***** DATA SECTION *****

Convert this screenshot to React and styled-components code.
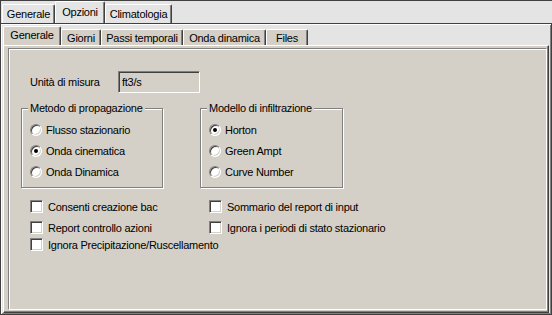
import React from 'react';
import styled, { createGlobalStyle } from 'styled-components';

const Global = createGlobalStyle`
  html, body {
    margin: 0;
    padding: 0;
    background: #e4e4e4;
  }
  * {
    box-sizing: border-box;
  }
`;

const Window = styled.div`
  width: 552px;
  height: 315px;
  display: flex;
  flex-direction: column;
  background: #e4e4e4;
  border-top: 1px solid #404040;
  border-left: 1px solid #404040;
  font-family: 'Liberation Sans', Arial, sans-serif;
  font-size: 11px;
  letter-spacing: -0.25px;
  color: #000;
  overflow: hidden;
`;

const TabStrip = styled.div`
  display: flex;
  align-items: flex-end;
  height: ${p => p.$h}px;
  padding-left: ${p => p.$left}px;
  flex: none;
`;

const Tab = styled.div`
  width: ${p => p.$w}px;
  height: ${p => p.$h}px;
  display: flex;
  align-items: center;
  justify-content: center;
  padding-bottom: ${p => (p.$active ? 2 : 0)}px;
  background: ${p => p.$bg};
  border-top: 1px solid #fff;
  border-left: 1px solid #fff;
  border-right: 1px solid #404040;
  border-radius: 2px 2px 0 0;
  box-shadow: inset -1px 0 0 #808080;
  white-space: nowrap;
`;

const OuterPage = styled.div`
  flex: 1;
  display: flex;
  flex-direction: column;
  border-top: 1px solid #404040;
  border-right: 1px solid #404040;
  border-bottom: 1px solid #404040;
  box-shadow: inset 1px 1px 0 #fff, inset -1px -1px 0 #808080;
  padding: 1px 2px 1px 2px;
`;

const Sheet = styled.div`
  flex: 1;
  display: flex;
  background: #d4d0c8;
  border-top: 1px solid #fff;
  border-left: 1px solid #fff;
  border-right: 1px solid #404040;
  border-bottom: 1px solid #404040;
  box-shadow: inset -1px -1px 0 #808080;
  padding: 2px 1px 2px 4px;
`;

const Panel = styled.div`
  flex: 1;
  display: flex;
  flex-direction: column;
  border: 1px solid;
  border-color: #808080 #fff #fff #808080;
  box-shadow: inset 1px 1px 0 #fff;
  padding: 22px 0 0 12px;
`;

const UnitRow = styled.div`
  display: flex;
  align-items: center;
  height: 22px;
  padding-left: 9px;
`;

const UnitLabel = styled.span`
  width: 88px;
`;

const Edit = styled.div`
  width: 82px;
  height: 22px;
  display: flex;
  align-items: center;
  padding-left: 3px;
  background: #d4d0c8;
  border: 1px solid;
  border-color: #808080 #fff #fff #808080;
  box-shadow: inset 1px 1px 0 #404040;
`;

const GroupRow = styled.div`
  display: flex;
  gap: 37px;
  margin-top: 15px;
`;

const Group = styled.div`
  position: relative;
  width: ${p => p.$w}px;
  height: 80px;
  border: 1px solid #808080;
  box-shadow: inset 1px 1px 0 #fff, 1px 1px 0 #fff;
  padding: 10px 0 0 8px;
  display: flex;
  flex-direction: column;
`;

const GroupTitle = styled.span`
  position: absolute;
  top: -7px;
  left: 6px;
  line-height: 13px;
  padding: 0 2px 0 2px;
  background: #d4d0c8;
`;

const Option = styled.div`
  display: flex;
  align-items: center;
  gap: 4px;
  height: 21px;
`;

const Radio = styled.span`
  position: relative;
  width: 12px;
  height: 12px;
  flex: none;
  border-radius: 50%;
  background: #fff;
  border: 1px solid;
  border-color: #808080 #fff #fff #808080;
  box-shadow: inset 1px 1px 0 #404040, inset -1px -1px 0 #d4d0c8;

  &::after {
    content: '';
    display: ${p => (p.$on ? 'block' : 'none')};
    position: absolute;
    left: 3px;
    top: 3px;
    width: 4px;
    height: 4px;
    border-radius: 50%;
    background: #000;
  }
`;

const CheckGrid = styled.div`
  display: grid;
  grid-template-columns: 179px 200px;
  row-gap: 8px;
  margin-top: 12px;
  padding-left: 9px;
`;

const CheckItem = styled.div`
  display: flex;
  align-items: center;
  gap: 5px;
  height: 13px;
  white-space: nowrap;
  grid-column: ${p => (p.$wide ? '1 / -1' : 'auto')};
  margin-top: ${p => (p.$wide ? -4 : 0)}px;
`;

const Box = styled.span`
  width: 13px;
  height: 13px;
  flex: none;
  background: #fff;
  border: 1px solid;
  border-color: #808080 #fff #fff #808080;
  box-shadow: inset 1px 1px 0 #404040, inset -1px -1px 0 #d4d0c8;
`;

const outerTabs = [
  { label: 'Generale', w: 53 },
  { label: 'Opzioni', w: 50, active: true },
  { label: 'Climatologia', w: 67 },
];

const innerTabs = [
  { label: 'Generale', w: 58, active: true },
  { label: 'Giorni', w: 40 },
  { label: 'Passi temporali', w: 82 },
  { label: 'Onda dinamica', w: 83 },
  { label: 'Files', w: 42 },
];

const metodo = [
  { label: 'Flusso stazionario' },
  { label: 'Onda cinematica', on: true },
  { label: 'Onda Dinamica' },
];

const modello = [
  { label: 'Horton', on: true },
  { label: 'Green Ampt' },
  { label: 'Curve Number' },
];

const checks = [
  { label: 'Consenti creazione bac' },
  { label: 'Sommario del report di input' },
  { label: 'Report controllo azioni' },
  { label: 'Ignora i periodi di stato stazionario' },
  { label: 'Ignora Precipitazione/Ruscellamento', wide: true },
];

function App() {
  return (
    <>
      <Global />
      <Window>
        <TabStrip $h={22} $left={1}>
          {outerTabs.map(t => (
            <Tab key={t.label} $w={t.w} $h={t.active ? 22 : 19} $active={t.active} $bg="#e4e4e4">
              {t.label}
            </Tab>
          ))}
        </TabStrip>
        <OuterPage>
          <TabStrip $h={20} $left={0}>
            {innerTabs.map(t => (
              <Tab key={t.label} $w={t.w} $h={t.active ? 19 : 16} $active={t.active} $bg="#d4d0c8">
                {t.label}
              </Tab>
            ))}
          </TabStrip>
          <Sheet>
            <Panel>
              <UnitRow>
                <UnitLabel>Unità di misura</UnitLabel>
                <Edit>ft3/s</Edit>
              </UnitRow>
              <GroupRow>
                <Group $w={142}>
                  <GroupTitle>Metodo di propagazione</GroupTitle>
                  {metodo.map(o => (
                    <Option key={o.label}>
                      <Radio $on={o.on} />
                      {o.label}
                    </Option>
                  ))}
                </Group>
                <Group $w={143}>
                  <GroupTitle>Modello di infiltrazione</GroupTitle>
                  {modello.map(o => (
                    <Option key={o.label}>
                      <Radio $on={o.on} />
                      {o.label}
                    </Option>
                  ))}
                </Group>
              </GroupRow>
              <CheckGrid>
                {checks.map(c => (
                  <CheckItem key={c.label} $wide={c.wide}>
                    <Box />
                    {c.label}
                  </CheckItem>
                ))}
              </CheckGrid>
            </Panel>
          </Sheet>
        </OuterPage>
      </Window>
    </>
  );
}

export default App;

*****

*AIM*
Output a faithful copy of the data, with each picture left out.

*ANSWER FOR THE TASK*
Convert this screenshot to React and styled-components code.
import React from 'react';
import styled, { createGlobalStyle } from 'styled-components';

const Global = createGlobalStyle`
  html, body {
    margin: 0;
    padding: 0;
    background: #e4e4e4;
  }
  * {
    box-sizing: border-box;
  }
`;

const Window = styled.div`
  width: 552px;
  height: 315px;
  display: flex;
  flex-direction: column;
  background: #e4e4e4;
  border-top: 1px solid #404040;
  border-left: 1px solid #404040;
  font-family: 'Liberation Sans', Arial, sans-serif;
  font-size: 11px;
  letter-spacing: -0.25px;
  color: #000;
  overflow: hidden;
`;

const TabStrip = styled.div`
  display: flex;
  align-items: flex-end;
  height: ${p => p.$h}px;
  padding-left: ${p => p.$left}px;
  flex: none;
`;

const Tab = styled.div`
  width: ${p => p.$w}px;
  height: ${p => p.$h}px;
  display: flex;
  align-items: center;
  justify-content: center;
  padding-bottom: ${p => (p.$active ? 2 : 0)}px;
  background: ${p => p.$bg};
  border-top: 1px solid #fff;
  border-left: 1px solid #fff;
  border-right: 1px solid #404040;
  border-radius: 2px 2px 0 0;
  box-shadow: inset -1px 0 0 #808080;
  white-space: nowrap;
`;

const OuterPage = styled.div`
  flex: 1;
  display: flex;
  flex-direction: column;
  border-top: 1px solid #404040;
  border-right: 1px solid #404040;
  border-bottom: 1px solid #404040;
  box-shadow: inset 1px 1px 0 #fff, inset -1px -1px 0 #808080;
  padding: 1px 2px 1px 2px;
`;

const Sheet = styled.div`
  flex: 1;
  display: flex;
  background: #d4d0c8;
  border-top: 1px solid #fff;
  border-left: 1px solid #fff;
  border-right: 1px solid #404040;
  border-bottom: 1px solid #404040;
  box-shadow: inset -1px -1px 0 #808080;
  padding: 2px 1px 2px 4px;
`;

const Panel = styled.div`
  flex: 1;
  display: flex;
  flex-direction: column;
  border: 1px solid;
  border-color: #808080 #fff #fff #808080;
  box-shadow: inset 1px 1px 0 #fff;
  padding: 22px 0 0 12px;
`;

const UnitRow = styled.div`
  display: flex;
  align-items: center;
  height: 22px;
  padding-left: 9px;
`;

const UnitLabel = styled.span`
  width: 88px;
`;

const Edit = styled.div`
  width: 82px;
  height: 22px;
  display: flex;
  align-items: center;
  padding-left: 3px;
  background: #d4d0c8;
  border: 1px solid;
  border-color: #808080 #fff #fff #808080;
  box-shadow: inset 1px 1px 0 #404040;
`;

const GroupRow = styled.div`
  display: flex;
  gap: 37px;
  margin-top: 15px;
`;

const Group = styled.div`
  position: relative;
  width: ${p => p.$w}px;
  height: 80px;
  border: 1px solid #808080;
  box-shadow: inset 1px 1px 0 #fff, 1px 1px 0 #fff;
  padding: 10px 0 0 8px;
  display: flex;
  flex-direction: column;
`;

const GroupTitle = styled.span`
  position: absolute;
  top: -7px;
  left: 6px;
  line-height: 13px;
  padding: 0 2px 0 2px;
  background: #d4d0c8;
`;

const Option = styled.div`
  display: flex;
  align-items: center;
  gap: 4px;
  height: 21px;
`;

const Radio = styled.span`
  position: relative;
  width: 12px;
  height: 12px;
  flex: none;
  border-radius: 50%;
  background: #fff;
  border: 1px solid;
  border-color: #808080 #fff #fff #808080;
  box-shadow: inset 1px 1px 0 #404040, inset -1px -1px 0 #d4d0c8;

  &::after {
    content: '';
    display: ${p => (p.$on ? 'block' : 'none')};
    position: absolute;
    left: 3px;
    top: 3px;
    width: 4px;
    height: 4px;
    border-radius: 50%;
    background: #000;
  }
`;

const CheckGrid = styled.div`
  display: grid;
  grid-template-columns: 179px 200px;
  row-gap: 8px;
  margin-top: 12px;
  padding-left: 9px;
`;

const CheckItem = styled.div`
  display: flex;
  align-items: center;
  gap: 5px;
  height: 13px;
  white-space: nowrap;
  grid-column: ${p => (p.$wide ? '1 / -1' : 'auto')};
  margin-top: ${p => (p.$wide ? -4 : 0)}px;
`;

const Box = styled.span`
  width: 13px;
  height: 13px;
  flex: none;
  background: #fff;
  border: 1px solid;
  border-color: #808080 #fff #fff #808080;
  box-shadow: inset 1px 1px 0 #404040, inset -1px -1px 0 #d4d0c8;
`;

const outerTabs = [
  { label: 'Generale', w: 53 },
  { label: 'Opzioni', w: 50, active: true },
  { label: 'Climatologia', w: 67 },
];

const innerTabs = [
  { label: 'Generale', w: 58, active: true },
  { label: 'Giorni', w: 40 },
  { label: 'Passi temporali', w: 82 },
  { label: 'Onda dinamica', w: 83 },
  { label: 'Files', w: 42 },
];

const metodo = [
  { label: 'Flusso stazionario' },
  { label: 'Onda cinematica', on: true },
  { label: 'Onda Dinamica' },
];

const modello = [
  { label: 'Horton', on: true },
  { label: 'Green Ampt' },
  { label: 'Curve Number' },
];

const checks = [
  { label: 'Consenti creazione bac' },
  { label: 'Sommario del report di input' },
  { label: 'Report controllo azioni' },
  { label: 'Ignora i periodi di stato stazionario' },
  { label: 'Ignora Precipitazione/Ruscellamento', wide: true },
];

function App() {
  return (
    <>
      <Global />
      <Window>
        <TabStrip $h={22} $left={1}>
          {outerTabs.map(t => (
            <Tab key={t.label} $w={t.w} $h={t.active ? 22 : 19} $active={t.active} $bg="#e4e4e4">
              {t.label}
            </Tab>
          ))}
        </TabStrip>
        <OuterPage>
          <TabStrip $h={20} $left={0}>
            {innerTabs.map(t => (
              <Tab key={t.label} $w={t.w} $h={t.active ? 19 : 16} $active={t.active} $bg="#d4d0c8">
                {t.label}
              </Tab>
            ))}
          </TabStrip>
          <Sheet>
            <Panel>
              <UnitRow>
                <UnitLabel>Unità di misura</UnitLabel>
                <Edit>ft3/s</Edit>
              </UnitRow>
              <GroupRow>
                <Group $w={142}>
                  <GroupTitle>Metodo di propagazione</GroupTitle>
                  {metodo.map(o => (
                    <Option key={o.label}>
                      <Radio $on={o.on} />
                      {o.label}
                    </Option>
                  ))}
                </Group>
                <Group $w={143}>
                  <GroupTitle>Modello di infiltrazione</GroupTitle>
                  {modello.map(o => (
                    <Option key={o.label}>
                      <Radio $on={o.on} />
                      {o.label}
                    </Option>
                  ))}
                </Group>
              </GroupRow>
              <CheckGrid>
                {checks.map(c => (
                  <CheckItem key={c.label} $wide={c.wide}>
                    <Box />
                    {c.label}
                  </CheckItem>
                ))}
              </CheckGrid>
            </Panel>
          </Sheet>
        </OuterPage>
      </Window>
    </>
  );
}

export default App;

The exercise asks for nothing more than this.